Vor diesem Hintergrund ist nicht erkennbar, dass es zur Frage des für ein Absehen von der Verhängung einer Strafe - sowohl nach § 21 Abs. 1 VStG (in der Fassung vor der Novelle BGBl. I Nr. 33/2013) als auch nach § 38 Abs 6 TSchG - jedenfalls erforderlichen geringfügigen Verschuldens an Leitlinien höchstgerichtlicher Rechtsprechung fehlt, oder dass das Verwaltungsgericht im vorliegenden Fall von dieser Rechtsprechung abgewichen wäre (vgl. dazu etwa die Darstellung bei Raschauer/Wessely (Hrsg.), VStG, Rz 6 zu § 21 VStG).

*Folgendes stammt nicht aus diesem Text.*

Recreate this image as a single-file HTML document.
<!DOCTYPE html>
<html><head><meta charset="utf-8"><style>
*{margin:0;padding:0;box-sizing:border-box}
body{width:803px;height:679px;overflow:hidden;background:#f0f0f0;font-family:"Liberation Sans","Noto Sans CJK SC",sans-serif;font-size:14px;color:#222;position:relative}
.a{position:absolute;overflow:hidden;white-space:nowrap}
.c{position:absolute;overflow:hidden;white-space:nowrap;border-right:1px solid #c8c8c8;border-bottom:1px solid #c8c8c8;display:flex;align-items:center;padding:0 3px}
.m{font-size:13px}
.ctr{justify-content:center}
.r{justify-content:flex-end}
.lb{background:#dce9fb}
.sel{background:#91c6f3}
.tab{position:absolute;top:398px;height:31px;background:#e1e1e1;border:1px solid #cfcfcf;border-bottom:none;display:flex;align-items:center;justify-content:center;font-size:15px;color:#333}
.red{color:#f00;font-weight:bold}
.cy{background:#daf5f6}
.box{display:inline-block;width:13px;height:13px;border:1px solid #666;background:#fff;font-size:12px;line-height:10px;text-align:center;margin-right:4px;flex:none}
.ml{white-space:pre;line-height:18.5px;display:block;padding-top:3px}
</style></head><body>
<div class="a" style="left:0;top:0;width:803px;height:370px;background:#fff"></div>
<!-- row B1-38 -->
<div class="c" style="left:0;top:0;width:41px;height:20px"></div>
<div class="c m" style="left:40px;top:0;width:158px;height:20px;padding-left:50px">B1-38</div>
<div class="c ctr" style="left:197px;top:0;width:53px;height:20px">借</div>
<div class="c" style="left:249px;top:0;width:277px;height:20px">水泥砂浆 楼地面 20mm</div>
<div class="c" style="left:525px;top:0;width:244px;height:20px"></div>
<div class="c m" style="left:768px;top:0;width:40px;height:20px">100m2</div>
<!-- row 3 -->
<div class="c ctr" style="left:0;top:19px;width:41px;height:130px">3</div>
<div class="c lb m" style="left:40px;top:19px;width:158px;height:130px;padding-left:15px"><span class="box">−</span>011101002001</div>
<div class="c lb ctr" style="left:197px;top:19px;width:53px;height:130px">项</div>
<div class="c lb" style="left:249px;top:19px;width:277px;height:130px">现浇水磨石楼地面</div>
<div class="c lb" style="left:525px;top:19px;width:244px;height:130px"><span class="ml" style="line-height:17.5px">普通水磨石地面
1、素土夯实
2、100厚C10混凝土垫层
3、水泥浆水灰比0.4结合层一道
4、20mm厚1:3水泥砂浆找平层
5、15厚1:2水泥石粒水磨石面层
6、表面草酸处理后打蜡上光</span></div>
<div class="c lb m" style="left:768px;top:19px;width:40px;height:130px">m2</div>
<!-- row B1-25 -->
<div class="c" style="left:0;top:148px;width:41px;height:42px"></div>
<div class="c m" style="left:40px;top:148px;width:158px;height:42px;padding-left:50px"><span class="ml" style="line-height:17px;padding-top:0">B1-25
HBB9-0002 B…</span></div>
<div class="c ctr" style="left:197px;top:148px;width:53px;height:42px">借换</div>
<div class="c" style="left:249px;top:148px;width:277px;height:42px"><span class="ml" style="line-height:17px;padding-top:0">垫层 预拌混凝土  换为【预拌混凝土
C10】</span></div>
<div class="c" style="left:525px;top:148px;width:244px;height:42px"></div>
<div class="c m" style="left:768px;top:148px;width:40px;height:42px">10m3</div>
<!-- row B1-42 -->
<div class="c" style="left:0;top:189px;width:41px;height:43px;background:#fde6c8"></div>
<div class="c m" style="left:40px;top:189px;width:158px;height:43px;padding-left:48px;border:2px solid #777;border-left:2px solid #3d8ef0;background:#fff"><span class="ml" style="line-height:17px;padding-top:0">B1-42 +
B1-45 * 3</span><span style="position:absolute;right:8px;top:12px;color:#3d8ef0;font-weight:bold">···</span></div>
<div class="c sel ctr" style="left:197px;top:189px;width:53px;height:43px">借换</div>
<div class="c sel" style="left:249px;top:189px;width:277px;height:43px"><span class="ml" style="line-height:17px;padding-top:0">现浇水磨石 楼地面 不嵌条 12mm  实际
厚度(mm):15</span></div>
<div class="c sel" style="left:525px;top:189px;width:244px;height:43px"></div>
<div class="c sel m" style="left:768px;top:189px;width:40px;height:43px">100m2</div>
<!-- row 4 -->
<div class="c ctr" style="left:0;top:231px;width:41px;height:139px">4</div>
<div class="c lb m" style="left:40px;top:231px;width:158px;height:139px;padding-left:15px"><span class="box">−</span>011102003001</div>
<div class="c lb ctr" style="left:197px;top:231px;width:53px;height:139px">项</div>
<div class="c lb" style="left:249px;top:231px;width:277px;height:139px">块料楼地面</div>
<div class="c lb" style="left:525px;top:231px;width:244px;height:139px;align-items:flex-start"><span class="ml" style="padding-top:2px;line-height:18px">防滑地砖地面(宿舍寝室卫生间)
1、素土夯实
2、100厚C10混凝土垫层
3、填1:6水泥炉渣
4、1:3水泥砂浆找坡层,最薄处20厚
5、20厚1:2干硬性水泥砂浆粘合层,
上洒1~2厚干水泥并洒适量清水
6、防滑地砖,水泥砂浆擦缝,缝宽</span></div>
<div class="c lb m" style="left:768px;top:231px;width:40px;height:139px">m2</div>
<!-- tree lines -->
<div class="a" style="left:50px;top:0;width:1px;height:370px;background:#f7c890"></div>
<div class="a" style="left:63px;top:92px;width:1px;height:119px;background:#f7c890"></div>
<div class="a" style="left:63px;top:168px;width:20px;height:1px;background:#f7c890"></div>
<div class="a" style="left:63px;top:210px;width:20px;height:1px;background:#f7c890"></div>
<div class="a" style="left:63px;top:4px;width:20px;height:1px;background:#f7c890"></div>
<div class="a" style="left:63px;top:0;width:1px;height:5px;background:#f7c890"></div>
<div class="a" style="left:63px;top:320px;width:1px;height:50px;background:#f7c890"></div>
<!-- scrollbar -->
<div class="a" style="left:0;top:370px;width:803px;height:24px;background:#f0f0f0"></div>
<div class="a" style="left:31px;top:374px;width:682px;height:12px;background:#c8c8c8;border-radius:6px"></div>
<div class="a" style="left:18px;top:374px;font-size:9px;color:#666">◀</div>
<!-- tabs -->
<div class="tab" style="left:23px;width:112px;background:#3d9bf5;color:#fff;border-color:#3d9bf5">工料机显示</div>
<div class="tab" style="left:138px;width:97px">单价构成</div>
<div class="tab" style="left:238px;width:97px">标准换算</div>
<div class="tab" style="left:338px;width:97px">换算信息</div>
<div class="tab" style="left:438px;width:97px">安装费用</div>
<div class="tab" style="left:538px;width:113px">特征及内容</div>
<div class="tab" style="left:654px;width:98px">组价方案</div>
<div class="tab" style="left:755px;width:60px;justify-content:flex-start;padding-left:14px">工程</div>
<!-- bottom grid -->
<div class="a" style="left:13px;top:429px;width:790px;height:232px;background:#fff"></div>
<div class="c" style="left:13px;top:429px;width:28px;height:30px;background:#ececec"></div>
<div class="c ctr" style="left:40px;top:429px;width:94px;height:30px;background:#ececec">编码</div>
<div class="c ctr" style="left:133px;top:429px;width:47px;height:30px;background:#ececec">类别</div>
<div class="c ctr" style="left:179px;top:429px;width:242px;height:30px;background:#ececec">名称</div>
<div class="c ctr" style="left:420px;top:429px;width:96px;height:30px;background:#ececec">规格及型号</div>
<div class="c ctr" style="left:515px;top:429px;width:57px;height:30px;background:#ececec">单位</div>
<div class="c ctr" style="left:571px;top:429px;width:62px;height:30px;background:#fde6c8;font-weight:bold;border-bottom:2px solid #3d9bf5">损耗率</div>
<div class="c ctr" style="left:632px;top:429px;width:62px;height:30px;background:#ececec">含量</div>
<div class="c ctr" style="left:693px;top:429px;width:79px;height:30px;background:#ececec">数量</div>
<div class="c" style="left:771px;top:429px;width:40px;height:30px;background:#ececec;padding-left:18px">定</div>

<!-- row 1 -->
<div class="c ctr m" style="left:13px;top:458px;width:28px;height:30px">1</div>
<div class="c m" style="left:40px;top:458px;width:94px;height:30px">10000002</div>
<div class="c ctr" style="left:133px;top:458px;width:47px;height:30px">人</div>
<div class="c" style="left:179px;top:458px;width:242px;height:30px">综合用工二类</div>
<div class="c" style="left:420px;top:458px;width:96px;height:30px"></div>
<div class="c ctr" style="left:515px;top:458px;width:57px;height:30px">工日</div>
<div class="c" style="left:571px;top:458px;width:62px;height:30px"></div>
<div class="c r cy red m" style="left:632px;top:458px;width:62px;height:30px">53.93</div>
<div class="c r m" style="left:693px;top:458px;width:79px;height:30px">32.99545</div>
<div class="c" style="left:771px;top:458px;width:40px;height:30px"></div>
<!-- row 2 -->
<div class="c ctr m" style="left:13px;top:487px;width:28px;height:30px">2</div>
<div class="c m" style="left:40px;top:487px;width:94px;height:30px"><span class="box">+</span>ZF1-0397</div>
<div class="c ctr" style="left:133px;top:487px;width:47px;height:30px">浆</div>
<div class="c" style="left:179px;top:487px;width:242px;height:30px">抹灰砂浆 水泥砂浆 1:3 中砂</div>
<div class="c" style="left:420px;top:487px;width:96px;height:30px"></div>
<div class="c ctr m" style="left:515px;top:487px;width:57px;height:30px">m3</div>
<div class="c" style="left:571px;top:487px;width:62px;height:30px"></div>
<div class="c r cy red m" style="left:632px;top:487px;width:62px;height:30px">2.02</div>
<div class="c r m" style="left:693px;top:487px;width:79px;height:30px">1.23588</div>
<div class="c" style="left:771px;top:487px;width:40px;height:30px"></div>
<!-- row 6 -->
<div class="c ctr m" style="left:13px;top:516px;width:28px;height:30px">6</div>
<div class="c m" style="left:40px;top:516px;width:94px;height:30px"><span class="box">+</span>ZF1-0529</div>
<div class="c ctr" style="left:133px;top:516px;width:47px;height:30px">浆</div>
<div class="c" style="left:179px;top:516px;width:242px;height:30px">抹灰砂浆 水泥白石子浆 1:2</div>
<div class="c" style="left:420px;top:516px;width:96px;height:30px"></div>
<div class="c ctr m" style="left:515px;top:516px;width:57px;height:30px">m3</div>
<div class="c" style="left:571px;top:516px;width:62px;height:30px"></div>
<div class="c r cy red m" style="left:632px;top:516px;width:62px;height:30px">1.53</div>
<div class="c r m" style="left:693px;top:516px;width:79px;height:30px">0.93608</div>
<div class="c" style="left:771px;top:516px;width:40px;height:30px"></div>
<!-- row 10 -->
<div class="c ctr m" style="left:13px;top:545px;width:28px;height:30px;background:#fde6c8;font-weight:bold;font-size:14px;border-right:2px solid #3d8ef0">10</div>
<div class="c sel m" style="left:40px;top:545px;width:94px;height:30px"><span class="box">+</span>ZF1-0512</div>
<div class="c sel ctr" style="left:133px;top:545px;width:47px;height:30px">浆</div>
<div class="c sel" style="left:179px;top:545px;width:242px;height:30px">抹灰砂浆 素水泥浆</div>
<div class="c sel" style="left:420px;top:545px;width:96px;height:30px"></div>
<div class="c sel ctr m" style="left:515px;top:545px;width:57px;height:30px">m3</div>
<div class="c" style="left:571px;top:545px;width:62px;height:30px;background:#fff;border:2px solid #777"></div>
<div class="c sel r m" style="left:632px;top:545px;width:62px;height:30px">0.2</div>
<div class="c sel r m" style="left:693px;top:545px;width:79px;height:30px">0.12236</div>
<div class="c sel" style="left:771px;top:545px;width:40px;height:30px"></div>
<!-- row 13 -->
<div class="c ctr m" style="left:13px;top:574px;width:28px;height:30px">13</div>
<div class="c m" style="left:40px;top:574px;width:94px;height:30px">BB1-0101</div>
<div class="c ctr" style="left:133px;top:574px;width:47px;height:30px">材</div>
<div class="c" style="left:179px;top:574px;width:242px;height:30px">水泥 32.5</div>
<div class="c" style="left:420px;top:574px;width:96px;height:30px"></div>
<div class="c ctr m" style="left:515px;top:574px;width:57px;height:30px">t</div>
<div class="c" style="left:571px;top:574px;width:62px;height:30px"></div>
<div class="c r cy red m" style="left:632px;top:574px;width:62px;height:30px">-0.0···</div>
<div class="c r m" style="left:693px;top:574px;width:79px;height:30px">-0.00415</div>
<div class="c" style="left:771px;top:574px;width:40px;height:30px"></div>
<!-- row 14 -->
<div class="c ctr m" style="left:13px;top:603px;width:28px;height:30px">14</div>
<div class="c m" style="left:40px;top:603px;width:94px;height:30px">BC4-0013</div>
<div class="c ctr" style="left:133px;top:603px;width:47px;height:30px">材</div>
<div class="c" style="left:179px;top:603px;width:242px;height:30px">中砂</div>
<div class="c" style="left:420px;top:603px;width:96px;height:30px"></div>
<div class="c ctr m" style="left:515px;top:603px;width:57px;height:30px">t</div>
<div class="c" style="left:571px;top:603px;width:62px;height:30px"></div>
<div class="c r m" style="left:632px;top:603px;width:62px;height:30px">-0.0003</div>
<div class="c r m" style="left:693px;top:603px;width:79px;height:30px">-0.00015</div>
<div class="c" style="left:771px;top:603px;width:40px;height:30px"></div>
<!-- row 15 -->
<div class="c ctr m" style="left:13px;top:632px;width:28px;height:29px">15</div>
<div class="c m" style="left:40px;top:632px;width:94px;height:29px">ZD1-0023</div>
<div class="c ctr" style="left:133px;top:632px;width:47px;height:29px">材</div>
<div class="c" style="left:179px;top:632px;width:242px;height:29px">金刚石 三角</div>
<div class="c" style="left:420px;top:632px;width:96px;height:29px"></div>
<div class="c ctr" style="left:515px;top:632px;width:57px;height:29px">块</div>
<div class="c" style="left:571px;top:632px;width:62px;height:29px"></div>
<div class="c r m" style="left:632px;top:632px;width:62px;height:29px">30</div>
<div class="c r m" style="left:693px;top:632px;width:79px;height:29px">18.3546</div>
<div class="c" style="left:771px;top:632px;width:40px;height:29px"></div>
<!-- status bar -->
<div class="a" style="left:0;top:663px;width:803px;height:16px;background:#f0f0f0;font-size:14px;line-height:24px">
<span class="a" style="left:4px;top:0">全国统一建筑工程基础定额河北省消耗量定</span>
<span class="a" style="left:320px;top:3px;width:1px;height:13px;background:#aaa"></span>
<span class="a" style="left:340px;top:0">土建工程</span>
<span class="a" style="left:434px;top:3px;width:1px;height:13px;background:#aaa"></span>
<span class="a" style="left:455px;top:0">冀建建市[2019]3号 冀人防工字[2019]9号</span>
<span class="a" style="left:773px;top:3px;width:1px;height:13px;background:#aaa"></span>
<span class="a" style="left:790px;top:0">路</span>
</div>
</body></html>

Soweit der Revisionswerber fehlende Feststellungen rügt, die zur Beurteilung des Grades seines Verschuldens notwendig wären, legt er auch nicht dar, welche Feststellungen das Verwaltungsgericht dazu hätte treffen sollen, aus denen sich ein bloß geringfügiges Verschulden hätte ergeben können.

8. Damit kommt es aber für die Entscheidung über die Revision auch nicht mehr auf die Frage an, ob die nach § 38 Abs 6 TSchG für das Absehen von der Verhängung einer Strafe - zusätzlich zum Vorliegen eines bloß geringfügigen Verschuldens - erforderlichen unbedeutenden Folgen der Übertretung für das Wohlbefinden der gehaltenen Tiere - im angefochtenen Erkenntnis nicht getroffene - konkrete Feststellungen über die Auswirkungen der Übertretungen auf das Wohlbefinden der Tiere erfordern.

9. In der Revision werden damit keine Rechtsfragen aufgeworfen, denen im Sinne des Art. 133 Abs. 4 B-VG grundsätzliche Bedeutung zukäme. Die Revision war daher zurückzuweisen.

Der Ausspruch über den Aufwandersatz gründet sich - im Rahmen des gestellten Begehrens - auf die §§ 47 ff VwGG, insbesondere § 51 VwGG, in Verbindung mit der VwGH-Aufwandersatzverordnung 2014, BGBl. II Nr. 518/2013 in der Fassung BGBl. II Nr. 8/2014.